Melbourne’s prominent Botanicca Corporate Park buildings for sale on behalf of listed real estate group Garda Property. The Richmond buildings for sale separately or in one line, with a combined expectation of more than $120 m. Two Office investments for sale by CBRE’s Scott Orchard and Tom Ryan, with Dawkins Occhiuto’s Andrew Dawkins and Tim Grant.
Two city fringe office investments in Melbourne’s prominent Botanicca Corporate Park are being offered for sale on behalf of listed real estate group Garda Property.
The Richmond buildings are available separately or in one line, with a combined pricing expectation of more than $120 million.

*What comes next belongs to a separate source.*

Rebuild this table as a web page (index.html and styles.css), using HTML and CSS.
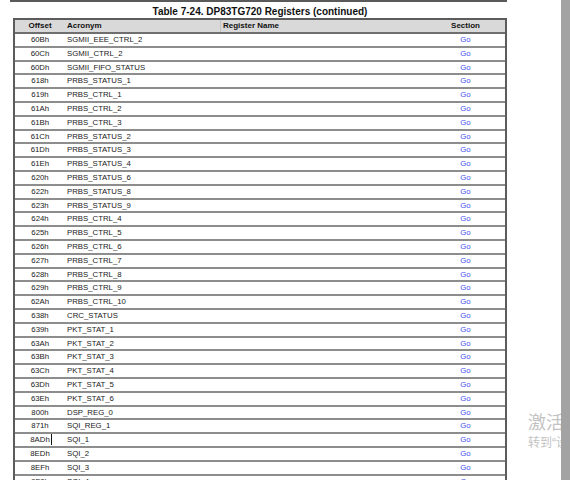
FILE: index.html
```html
<!DOCTYPE html>
<html>
<head>
<meta charset="utf-8">
<link rel="stylesheet" href="styles.css">
</head>
<body>
<div class="screen">
  <div class="page">
    <div class="top-rule"></div>
    <div class="sheet">
      <div class="title">Table 7-24. DP83TG720 Registers (continued)</div>
      <div class="table">
        <div class="row head">
          <div class="c off">Offset</div>
          <div class="c acr">Acronym</div>
          <div class="c reg">Register Name</div>
          <div class="c sec">Section</div>
        </div>
        <div class="row"><div class="c off">60Bh</div><div class="c acr">SGMII_EEE_CTRL_2</div><div class="c reg"></div><div class="c sec"><a>Go</a></div></div>
        <div class="row"><div class="c off">60Ch</div><div class="c acr">SGMII_CTRL_2</div><div class="c reg"></div><div class="c sec"><a>Go</a></div></div>
        <div class="row"><div class="c off">60Dh</div><div class="c acr">SGMII_FIFO_STATUS</div><div class="c reg"></div><div class="c sec"><a>Go</a></div></div>
        <div class="row"><div class="c off">618h</div><div class="c acr">PRBS_STATUS_1</div><div class="c reg"></div><div class="c sec"><a>Go</a></div></div>
        <div class="row"><div class="c off">619h</div><div class="c acr">PRBS_CTRL_1</div><div class="c reg"></div><div class="c sec"><a>Go</a></div></div>
        <div class="row"><div class="c off">61Ah</div><div class="c acr">PRBS_CTRL_2</div><div class="c reg"></div><div class="c sec"><a>Go</a></div></div>
        <div class="row"><div class="c off">61Bh</div><div class="c acr">PRBS_CTRL_3</div><div class="c reg"></div><div class="c sec"><a>Go</a></div></div>
        <div class="row"><div class="c off">61Ch</div><div class="c acr">PRBS_STATUS_2</div><div class="c reg"></div><div class="c sec"><a>Go</a></div></div>
        <div class="row"><div class="c off">61Dh</div><div class="c acr">PRBS_STATUS_3</div><div class="c reg"></div><div class="c sec"><a>Go</a></div></div>
        <div class="row"><div class="c off">61Eh</div><div class="c acr">PRBS_STATUS_4</div><div class="c reg"></div><div class="c sec"><a>Go</a></div></div>
        <div class="row"><div class="c off">620h</div><div class="c acr">PRBS_STATUS_6</div><div class="c reg"></div><div class="c sec"><a>Go</a></div></div>
        <div class="row"><div class="c off">622h</div><div class="c acr">PRBS_STATUS_8</div><div class="c reg"></div><div class="c sec"><a>Go</a></div></div>
        <div class="row"><div class="c off">623h</div><div class="c acr">PRBS_STATUS_9</div><div class="c reg"></div><div class="c sec"><a>Go</a></div></div>
        <div class="row"><div class="c off">624h</div><div class="c acr">PRBS_CTRL_4</div><div class="c reg"></div><div class="c sec"><a>Go</a></div></div>
        <div class="row"><div class="c off">625h</div><div class="c acr">PRBS_CTRL_5</div><div class="c reg"></div><div class="c sec"><a>Go</a></div></div>
        <div class="row"><div class="c off">626h</div><div class="c acr">PRBS_CTRL_6</div><div class="c reg"></div><div class="c sec"><a>Go</a></div></div>
        <div class="row"><div class="c off">627h</div><div class="c acr">PRBS_CTRL_7</div><div class="c reg"></div><div class="c sec"><a>Go</a></div></div>
        <div class="row"><div class="c off">628h</div><div class="c acr">PRBS_CTRL_8</div><div class="c reg"></div><div class="c sec"><a>Go</a></div></div>
        <div class="row"><div class="c off">629h</div><div class="c acr">PRBS_CTRL_9</div><div class="c reg"></div><div class="c sec"><a>Go</a></div></div>
        <div class="row"><div class="c off">62Ah</div><div class="c acr">PRBS_CTRL_10</div><div class="c reg"></div><div class="c sec"><a>Go</a></div></div>
        <div class="row"><div class="c off">638h</div><div class="c acr">CRC_STATUS</div><div class="c reg"></div><div class="c sec"><a>Go</a></div></div>
        <div class="row"><div class="c off">639h</div><div class="c acr">PKT_STAT_1</div><div class="c reg"></div><div class="c sec"><a>Go</a></div></div>
        <div class="row"><div class="c off">63Ah</div><div class="c acr">PKT_STAT_2</div><div class="c reg"></div><div class="c sec"><a>Go</a></div></div>
        <div class="row"><div class="c off">63Bh</div><div class="c acr">PKT_STAT_3</div><div class="c reg"></div><div class="c sec"><a>Go</a></div></div>
        <div class="row"><div class="c off">63Ch</div><div class="c acr">PKT_STAT_4</div><div class="c reg"></div><div class="c sec"><a>Go</a></div></div>
        <div class="row"><div class="c off">63Dh</div><div class="c acr">PKT_STAT_5</div><div class="c reg"></div><div class="c sec"><a>Go</a></div></div>
        <div class="row"><div class="c off">63Eh</div><div class="c acr">PKT_STAT_6</div><div class="c reg"></div><div class="c sec"><a>Go</a></div></div>
        <div class="row"><div class="c off">800h</div><div class="c acr">DSP_REG_0</div><div class="c reg"></div><div class="c sec"><a>Go</a></div></div>
        <div class="row"><div class="c off">871h</div><div class="c acr">SQI_REG_1</div><div class="c reg"></div><div class="c sec"><a>Go</a></div></div>
        <div class="row"><div class="c off">8ADh<span class="caret"></span></div><div class="c acr">SQI_1</div><div class="c reg"></div><div class="c sec"><a>Go</a></div></div>
        <div class="row"><div class="c off">8EDh</div><div class="c acr">SQI_2</div><div class="c reg"></div><div class="c sec"><a>Go</a></div></div>
        <div class="row"><div class="c off">8EFh</div><div class="c acr">SQI_3</div><div class="c reg"></div><div class="c sec"><a>Go</a></div></div>
        <div class="row"><div class="c off">8F0h</div><div class="c acr">SQI_4</div><div class="c reg"></div><div class="c sec"><a>Go</a></div></div>
      </div>
    </div>
    <div class="watermark">
      <div class="wm-big">激活</div>
      <div class="wm-small">转到<span class="q">“</span>设</div>
    </div>
  </div>
  <div class="scrollbar"></div>
</div>
</body>
</html>
```

FILE: styles.css
```css
html, body {
  margin: 0;
  padding: 0;
  background: #ffffff;
}
.screen {
  width: 570px;
  height: 480px;
  overflow: hidden;
  display: flex;
  font-family: "Liberation Sans", Arial, sans-serif;
}
.page {
  position: relative;
  width: 561px;
  height: 480px;
  overflow: hidden;
  padding-left: 10px;
  box-sizing: border-box;
}
.scrollbar {
  width: 9px;
  height: 480px;
  background: #a3a3a3;
}
.top-rule {
  width: 497px;
  height: 2px;
  background: #5a5a5a;
}
.sheet {
  margin-left: 3px;
  width: 494px;
}
.title {
  height: 16px;
  line-height: 20px;
  font-size: 10px;
  font-weight: bold;
  text-align: center;
  color: #111;
}
.table {
  border-left: 2px solid #5c5c5c;
  border-right: 2px solid #5c5c5c;
  border-top: 2px solid #5c5c5c;
}
.row {
  display: grid;
  grid-template-columns: 50px 155px 206px 1fr;
  height: 13.8px;
  box-sizing: border-box;
  border-bottom: 2px solid #8d8d8d;
  font-size: 7.8px;
  line-height: 11.8px;
  color: #222;
}
.row.head {
  height: 14px;
  background: #d9d9d9;
  border-bottom: 2px solid #6f6f6f;
  font-weight: bold;
  font-size: 8px;
  line-height: 12px;
  color: #111;
}
.c {
  white-space: nowrap;
  overflow: hidden;
}
.off {
  text-align: center;
  position: relative;
}
.acr {
  padding-left: 2px;
}
.head .reg {
  border-left: 1px solid #c4c4c4;
  padding-left: 2px;
}
.sec {
  text-align: center;
}
.sec a {
  color: #3f52f0;
}
.caret {
  position: absolute;
  top: 0;
  margin-left: 1px;
  width: 1px;
  height: 11px;
  background: #111;
}
.watermark {
  position: absolute;
  left: 528px;
  top: 408px;
  color: #c3c3c3;
  font-family: "Noto Sans CJK SC", sans-serif;
  white-space: nowrap;
}
.wm-big {
  font-size: 18px;
  line-height: 26px;
}
.wm-small {
  font-size: 12px;
  line-height: 16px;
}
.q {
  font-family: "Liberation Sans", sans-serif;
}
```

CBRE’s Scott Orchard and Tom Ryan, together with Dawkins Occhiuto’s Andrew Dawkins and Tim Grant, have been appointed to steer the international Expressions of Interest campaign.

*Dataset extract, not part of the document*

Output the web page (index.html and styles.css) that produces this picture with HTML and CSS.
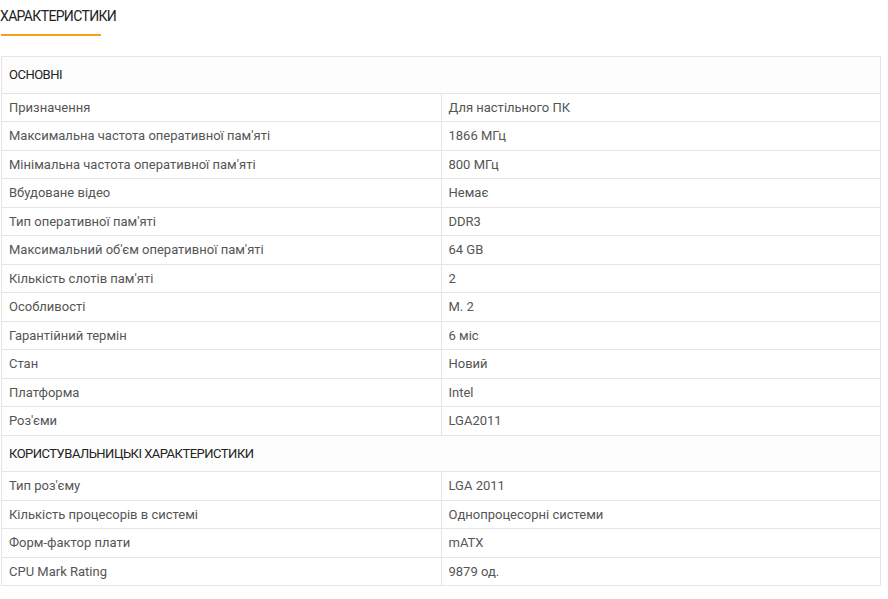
FILE: index.html
```html
<!DOCTYPE html>
<html lang="uk">
<head>
<meta charset="utf-8">
<link rel="stylesheet" href="styles.css">
</head>
<body>
<div class="specs">
  <h2 class="specs-title">Характеристики</h2>
  <table class="specs-table">
    <tbody>
      <tr class="group"><th colspan="2">Основні</th></tr>
      <tr><td>Призначення</td><td>Для настільного ПК</td></tr>
      <tr><td>Максимальна частота оперативної пам'яті</td><td>1866 МГц</td></tr>
      <tr><td>Мінімальна частота оперативної пам'яті</td><td>800 МГц</td></tr>
      <tr><td>Вбудоване відео</td><td>Немає</td></tr>
      <tr><td>Тип оперативної пам'яті</td><td>DDR3</td></tr>
      <tr><td>Максимальний об'єм оперативної пам'яті</td><td>64 GB</td></tr>
      <tr><td>Кількість слотів пам'яті</td><td>2</td></tr>
      <tr><td>Особливості</td><td>M. 2</td></tr>
      <tr><td>Гарантійний термін</td><td>6 міс</td></tr>
      <tr><td>Стан</td><td>Новий</td></tr>
      <tr><td>Платформа</td><td>Intel</td></tr>
      <tr><td>Роз'єми</td><td>LGA2011</td></tr>
      <tr class="group"><th colspan="2">Користувальницькі характеристики</th></tr>
      <tr><td>Тип роз'єму</td><td>LGA 2011</td></tr>
      <tr><td>Кількість процесорів в системі</td><td>Однопроцесорні системи</td></tr>
      <tr><td>Форм-фактор плати</td><td>mATX</td></tr>
      <tr><td>CPU Mark Rating</td><td>9879 од.</td></tr>
    </tbody>
  </table>
</div>
</body>
</html>
```
FILE: styles.css
```css
html, body {
  margin: 0;
  padding: 0;
  background: #fff;
}
body {
  font-family: Roboto, "Liberation Sans", sans-serif;
}
.specs {
  width: 881px;
  padding-top: 6px;
}
.specs-title {
  display: inline-block;
  margin: 0 0 21px 0;
  padding: 0 0 10px 0;
  font-size: 14px;
  line-height: 18px;
  font-weight: 400;
  letter-spacing: -0.65px;
  text-transform: uppercase;
  color: #222;
  position: relative;
}
.specs-title::after {
  content: "";
  position: absolute;
  left: 1px;
  top: 27px;
  width: 100px;
  height: 2px;
  background: #f7a01c;
}
.specs-table {
  margin-left: 1px;
  width: 880px;
  border-collapse: collapse;
  table-layout: fixed;
  font-size: 13px;
  color: #555;
}
.specs-table td,
.specs-table th {
  border: 1px solid #e5e5e5;
  text-align: left;
  vertical-align: middle;
}
.specs-table td {
  width: 50%;
  padding: 5px 7px;
  height: 17.5px;
  line-height: 17.5px;
}
.specs-table th {
  padding: 9px 7px;
  line-height: 17.5px;
  font-weight: 400;
  text-transform: uppercase;
  letter-spacing: -0.5px;
  color: #222;
  background: #fdfdfd;
}
```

The portfolio comprises Buildings 7 and 9, within Richmond’s renowned Botanicca Corporate Park, which is prominently located on Swan Street. The six-level Building 7 spans 6,587sqm while the newly developed Building 9 comprises 6,960sqm of space over five levels.
Garda Property Group Managing Director Matthew Madsen said, “Both Botanicca 7 and Botanicca 9 are wonderful examples of Melbourne metro offices attracting quality corporate tenants over the long term. Botanicca 9, recently developed by Garda, has attracted the likes of Fujifilm and Servier on long term leases while Botanicca 7, which has recently been through a renewal process, presents with a strong four-year WALE. Garda, as it has done previously, is divesting these assets to recycle capital into the delivery of our 160,000sqm industrial pipeline in Brisbane.”
Situated on the stretch of Yarra River separating Richmond and Hawthorn, Botannica Corporate Park houses major corporate occupiers such as Bunnings, David Jones, Country Road and Mitsubishi alongside prominent multi-national tenants within Buildings 7 and 9.
Nearby at 480 Swan Street, Richmond Charter Hall is developing the new $410 million Australia Post headquarters.
Multinationals Golder Associates and Fulton Hogan are among the tenants in Building 7, which is 100% leased and offers a passing net income of approximately $3.3 million per annum.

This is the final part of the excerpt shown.